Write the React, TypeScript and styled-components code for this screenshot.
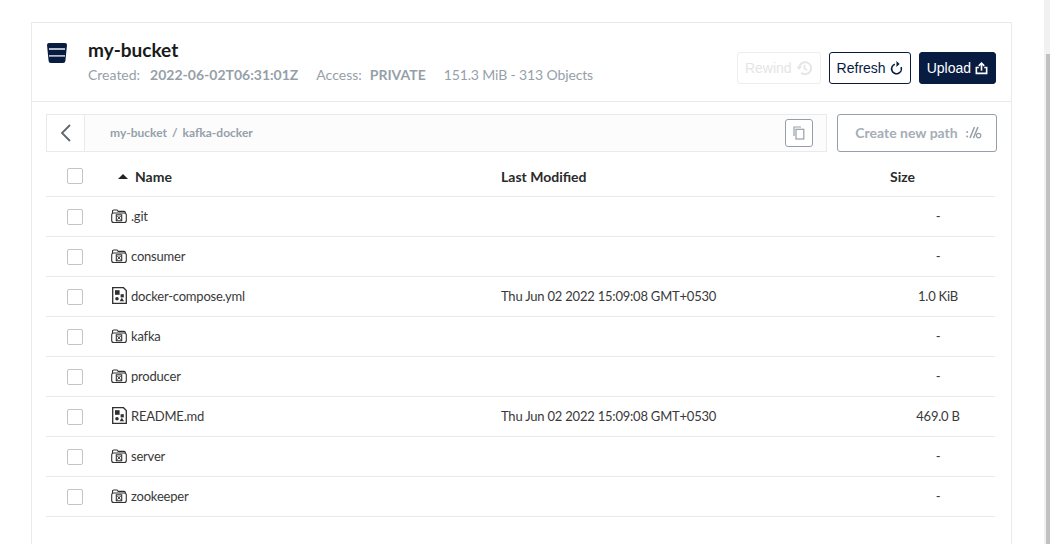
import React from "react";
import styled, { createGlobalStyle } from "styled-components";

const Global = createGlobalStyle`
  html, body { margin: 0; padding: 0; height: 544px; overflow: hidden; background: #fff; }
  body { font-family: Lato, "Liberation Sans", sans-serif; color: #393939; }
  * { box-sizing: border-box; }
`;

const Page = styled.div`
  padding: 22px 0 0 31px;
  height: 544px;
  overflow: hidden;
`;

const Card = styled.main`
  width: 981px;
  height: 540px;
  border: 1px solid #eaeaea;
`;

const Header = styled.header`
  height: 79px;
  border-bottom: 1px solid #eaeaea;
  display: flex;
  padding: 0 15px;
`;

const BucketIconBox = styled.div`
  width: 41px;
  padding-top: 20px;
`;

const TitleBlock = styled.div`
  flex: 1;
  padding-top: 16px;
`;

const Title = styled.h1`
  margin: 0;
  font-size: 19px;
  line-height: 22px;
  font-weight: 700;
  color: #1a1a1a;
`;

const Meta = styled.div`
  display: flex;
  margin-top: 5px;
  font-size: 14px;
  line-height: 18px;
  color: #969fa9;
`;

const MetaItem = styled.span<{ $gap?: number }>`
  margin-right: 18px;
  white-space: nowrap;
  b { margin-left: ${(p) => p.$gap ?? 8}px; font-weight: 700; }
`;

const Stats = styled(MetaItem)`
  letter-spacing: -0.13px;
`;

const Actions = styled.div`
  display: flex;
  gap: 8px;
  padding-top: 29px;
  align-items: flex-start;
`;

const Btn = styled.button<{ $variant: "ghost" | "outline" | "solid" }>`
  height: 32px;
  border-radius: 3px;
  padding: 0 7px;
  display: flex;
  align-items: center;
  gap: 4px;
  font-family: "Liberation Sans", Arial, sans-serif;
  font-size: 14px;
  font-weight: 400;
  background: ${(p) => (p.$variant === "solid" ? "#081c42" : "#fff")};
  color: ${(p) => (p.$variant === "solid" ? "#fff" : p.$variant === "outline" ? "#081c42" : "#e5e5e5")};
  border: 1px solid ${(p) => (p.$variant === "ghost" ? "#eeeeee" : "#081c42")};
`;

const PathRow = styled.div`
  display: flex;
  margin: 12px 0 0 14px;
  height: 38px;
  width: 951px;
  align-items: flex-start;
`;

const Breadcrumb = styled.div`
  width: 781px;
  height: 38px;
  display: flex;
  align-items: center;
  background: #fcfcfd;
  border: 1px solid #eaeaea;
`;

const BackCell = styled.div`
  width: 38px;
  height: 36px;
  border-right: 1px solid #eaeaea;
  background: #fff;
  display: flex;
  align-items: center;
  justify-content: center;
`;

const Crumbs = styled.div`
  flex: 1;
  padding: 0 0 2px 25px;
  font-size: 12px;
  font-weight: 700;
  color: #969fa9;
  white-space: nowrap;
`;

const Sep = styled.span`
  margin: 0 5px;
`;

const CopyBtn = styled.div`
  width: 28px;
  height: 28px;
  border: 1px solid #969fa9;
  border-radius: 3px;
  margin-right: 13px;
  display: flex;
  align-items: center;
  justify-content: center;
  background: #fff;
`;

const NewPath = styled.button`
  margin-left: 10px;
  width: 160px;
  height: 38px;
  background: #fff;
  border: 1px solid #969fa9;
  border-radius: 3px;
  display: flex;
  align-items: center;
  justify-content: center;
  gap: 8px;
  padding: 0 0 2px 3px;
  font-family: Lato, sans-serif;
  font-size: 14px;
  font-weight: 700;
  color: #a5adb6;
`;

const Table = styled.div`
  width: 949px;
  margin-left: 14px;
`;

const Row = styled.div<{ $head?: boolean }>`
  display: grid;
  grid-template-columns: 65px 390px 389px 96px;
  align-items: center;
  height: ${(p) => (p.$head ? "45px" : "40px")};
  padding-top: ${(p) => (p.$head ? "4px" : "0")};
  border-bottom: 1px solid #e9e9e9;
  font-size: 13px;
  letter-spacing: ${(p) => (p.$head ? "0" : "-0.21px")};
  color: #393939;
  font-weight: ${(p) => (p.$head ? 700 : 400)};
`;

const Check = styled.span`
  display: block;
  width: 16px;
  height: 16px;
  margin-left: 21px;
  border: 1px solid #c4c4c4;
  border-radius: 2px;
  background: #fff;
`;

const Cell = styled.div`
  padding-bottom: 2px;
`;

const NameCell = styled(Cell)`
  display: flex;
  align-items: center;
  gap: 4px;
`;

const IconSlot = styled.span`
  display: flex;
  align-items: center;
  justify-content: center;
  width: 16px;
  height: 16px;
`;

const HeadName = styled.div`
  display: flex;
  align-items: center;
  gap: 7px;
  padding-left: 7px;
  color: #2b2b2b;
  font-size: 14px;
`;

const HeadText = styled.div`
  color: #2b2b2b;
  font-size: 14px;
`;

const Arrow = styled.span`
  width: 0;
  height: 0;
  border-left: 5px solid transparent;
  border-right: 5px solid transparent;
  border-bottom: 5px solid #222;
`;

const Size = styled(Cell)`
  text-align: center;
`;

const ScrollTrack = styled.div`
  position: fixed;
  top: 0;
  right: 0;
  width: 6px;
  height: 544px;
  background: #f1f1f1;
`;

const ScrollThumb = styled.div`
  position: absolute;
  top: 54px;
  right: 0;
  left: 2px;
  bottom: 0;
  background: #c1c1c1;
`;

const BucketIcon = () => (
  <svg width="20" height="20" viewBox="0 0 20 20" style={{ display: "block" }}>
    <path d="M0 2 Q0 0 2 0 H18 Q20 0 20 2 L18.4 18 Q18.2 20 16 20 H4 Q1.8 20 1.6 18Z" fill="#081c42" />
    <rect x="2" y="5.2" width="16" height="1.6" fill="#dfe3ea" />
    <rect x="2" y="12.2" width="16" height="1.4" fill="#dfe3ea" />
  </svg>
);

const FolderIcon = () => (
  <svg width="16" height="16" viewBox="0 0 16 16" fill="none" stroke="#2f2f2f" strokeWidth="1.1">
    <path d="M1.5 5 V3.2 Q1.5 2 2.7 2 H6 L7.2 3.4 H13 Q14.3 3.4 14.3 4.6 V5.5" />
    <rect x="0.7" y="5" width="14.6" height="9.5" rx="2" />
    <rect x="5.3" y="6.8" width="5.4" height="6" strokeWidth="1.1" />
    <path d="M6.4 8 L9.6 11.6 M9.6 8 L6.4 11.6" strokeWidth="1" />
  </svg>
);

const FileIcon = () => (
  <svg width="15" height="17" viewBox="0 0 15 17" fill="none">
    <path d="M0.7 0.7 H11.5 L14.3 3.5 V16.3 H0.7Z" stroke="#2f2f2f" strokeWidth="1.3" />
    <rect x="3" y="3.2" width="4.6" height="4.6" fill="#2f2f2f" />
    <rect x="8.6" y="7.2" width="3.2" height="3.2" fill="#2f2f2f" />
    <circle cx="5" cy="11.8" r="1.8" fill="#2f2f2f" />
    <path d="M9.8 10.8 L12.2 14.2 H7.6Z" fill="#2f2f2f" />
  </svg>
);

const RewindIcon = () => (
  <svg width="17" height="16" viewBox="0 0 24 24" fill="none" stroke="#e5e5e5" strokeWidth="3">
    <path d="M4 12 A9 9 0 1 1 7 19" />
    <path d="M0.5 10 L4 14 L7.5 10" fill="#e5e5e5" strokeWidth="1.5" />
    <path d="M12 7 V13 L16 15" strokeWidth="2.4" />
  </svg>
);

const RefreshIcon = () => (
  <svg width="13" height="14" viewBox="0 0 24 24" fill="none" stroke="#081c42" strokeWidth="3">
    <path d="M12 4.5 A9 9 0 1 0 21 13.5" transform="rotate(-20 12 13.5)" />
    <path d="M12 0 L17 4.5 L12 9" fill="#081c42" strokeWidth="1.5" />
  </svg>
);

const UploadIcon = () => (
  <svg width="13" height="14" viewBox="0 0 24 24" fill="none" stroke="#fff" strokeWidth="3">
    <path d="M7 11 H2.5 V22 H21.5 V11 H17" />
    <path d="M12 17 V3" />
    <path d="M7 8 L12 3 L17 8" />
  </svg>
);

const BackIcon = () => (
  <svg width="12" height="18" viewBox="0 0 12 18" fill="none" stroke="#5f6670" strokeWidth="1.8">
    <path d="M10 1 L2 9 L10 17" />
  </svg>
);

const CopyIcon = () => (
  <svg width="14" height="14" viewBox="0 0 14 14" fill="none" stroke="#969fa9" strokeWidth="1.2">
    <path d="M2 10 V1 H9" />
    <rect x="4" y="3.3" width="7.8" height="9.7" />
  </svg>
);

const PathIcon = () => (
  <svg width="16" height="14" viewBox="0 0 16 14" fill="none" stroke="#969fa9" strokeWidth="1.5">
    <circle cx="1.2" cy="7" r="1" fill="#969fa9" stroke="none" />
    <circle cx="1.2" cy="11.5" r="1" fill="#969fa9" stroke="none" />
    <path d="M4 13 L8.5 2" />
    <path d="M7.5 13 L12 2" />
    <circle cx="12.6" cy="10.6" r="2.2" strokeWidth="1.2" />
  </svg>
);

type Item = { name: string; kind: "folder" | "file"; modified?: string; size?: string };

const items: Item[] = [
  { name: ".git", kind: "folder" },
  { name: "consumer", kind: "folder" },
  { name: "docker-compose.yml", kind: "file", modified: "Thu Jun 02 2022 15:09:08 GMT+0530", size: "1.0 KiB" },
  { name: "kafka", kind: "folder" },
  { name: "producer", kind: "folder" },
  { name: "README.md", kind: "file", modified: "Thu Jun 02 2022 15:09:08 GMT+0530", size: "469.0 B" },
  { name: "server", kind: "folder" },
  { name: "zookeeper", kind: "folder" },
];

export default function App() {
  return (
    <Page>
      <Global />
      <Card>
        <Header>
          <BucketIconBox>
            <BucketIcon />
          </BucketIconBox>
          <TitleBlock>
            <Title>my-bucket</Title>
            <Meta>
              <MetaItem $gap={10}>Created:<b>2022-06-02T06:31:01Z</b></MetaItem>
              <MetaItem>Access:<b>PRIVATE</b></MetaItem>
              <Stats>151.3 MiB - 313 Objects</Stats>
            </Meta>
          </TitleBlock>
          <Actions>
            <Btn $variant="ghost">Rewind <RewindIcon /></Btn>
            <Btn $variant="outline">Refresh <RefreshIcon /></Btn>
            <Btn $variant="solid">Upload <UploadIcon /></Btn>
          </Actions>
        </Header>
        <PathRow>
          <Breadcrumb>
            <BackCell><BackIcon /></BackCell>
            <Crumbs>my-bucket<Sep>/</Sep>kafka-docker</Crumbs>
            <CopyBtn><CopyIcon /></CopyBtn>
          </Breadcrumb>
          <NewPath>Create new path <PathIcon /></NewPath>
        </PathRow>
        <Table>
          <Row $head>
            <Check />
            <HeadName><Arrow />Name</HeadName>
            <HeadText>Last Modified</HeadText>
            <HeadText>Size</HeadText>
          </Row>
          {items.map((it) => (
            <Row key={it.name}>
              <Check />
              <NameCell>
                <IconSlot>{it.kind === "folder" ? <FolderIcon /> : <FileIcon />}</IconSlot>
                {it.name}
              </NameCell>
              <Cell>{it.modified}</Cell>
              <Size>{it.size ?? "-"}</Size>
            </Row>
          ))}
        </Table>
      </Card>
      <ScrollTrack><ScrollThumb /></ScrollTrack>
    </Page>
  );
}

_ _ _

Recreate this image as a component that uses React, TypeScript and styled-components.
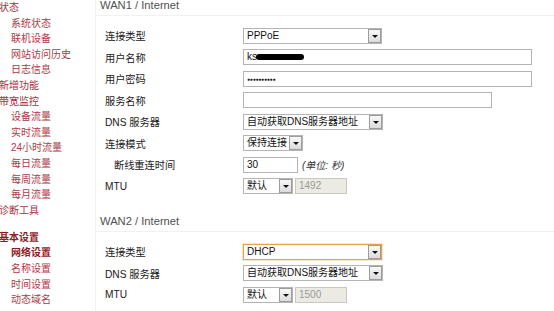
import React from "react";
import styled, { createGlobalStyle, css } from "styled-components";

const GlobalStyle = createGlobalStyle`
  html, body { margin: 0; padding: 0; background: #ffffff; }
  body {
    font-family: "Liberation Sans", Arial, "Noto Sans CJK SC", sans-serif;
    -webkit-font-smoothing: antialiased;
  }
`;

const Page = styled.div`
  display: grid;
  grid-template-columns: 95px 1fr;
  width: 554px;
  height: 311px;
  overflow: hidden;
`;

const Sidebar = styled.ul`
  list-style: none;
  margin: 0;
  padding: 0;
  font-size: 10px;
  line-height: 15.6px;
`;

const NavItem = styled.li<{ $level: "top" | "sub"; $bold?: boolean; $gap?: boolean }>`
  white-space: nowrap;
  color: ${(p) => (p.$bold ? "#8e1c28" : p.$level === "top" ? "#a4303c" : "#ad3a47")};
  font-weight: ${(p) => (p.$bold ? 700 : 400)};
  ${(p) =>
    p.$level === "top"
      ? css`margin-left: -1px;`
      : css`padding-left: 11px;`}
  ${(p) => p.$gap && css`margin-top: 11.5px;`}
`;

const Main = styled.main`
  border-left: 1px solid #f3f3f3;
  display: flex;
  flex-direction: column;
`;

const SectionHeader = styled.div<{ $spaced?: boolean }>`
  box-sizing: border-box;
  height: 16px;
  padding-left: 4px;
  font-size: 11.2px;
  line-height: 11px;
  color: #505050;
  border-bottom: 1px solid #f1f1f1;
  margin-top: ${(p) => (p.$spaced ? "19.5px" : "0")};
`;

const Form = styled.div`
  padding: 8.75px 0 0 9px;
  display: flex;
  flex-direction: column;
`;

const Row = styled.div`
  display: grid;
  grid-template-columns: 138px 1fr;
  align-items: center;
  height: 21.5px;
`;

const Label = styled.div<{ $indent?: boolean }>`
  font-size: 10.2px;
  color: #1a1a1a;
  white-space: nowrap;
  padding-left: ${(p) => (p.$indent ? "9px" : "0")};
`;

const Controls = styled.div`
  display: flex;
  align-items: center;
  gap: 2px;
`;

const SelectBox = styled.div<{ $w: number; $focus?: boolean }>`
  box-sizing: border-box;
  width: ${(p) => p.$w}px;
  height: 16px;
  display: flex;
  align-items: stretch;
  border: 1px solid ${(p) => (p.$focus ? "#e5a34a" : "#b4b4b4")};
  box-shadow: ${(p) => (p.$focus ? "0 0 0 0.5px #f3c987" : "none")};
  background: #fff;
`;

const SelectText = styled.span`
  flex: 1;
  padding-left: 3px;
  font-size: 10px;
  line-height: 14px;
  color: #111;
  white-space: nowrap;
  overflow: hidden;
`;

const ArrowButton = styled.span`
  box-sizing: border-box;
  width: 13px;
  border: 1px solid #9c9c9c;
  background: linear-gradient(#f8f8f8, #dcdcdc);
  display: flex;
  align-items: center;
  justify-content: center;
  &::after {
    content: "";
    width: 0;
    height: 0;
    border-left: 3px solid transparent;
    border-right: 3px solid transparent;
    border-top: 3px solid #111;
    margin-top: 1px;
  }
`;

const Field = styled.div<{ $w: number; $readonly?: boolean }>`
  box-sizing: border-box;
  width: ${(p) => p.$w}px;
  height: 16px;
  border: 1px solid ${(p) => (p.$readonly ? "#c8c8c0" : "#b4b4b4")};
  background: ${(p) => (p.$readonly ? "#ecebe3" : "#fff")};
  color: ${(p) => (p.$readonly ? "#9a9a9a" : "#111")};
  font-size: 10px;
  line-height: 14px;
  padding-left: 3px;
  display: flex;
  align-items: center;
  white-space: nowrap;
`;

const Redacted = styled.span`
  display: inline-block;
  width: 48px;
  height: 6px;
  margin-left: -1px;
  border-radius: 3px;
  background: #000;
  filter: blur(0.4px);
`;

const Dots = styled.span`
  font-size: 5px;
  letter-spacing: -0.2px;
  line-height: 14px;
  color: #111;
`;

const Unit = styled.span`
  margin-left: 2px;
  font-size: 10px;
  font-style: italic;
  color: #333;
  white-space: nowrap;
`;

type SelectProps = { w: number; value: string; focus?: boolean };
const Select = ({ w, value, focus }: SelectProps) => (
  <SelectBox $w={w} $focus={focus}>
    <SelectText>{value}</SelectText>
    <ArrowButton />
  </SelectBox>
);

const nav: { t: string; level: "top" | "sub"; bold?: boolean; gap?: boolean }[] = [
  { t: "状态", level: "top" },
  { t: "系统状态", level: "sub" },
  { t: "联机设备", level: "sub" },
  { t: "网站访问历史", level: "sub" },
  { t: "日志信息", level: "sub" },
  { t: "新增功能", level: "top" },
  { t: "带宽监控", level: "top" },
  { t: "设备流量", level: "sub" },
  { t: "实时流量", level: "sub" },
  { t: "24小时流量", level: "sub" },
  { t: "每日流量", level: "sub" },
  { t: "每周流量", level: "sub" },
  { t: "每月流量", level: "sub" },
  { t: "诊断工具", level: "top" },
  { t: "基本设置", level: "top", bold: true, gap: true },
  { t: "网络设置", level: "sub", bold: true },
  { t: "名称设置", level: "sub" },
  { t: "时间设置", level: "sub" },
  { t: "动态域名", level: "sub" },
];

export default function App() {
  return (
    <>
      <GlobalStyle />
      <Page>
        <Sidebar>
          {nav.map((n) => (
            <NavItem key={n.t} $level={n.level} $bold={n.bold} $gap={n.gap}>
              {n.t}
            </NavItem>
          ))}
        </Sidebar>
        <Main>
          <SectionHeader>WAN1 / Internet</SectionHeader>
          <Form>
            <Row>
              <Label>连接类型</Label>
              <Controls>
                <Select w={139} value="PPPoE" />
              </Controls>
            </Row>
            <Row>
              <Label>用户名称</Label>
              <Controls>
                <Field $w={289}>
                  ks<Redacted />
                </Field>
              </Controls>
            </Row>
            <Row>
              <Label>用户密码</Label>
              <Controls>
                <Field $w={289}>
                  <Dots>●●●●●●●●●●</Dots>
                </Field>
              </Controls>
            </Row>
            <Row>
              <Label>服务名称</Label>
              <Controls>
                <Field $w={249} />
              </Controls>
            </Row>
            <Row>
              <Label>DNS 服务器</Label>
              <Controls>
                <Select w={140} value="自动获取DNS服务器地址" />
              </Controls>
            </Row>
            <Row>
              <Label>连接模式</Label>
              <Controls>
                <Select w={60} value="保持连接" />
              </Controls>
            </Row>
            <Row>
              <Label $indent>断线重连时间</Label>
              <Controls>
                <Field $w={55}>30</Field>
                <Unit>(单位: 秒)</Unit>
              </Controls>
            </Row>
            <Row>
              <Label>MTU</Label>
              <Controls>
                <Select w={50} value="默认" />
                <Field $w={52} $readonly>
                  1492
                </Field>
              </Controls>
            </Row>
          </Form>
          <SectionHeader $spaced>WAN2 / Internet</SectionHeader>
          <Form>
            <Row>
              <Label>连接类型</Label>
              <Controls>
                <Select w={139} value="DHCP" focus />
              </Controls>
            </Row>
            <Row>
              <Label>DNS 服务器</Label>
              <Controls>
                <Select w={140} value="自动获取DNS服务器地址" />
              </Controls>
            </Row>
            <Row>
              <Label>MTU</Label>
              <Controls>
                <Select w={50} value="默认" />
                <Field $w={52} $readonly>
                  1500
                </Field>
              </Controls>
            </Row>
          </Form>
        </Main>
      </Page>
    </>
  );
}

_ _ _

Directive.
What is the number of lines in the data above that include the word "this"? Answer with that number only.

Written reply.
2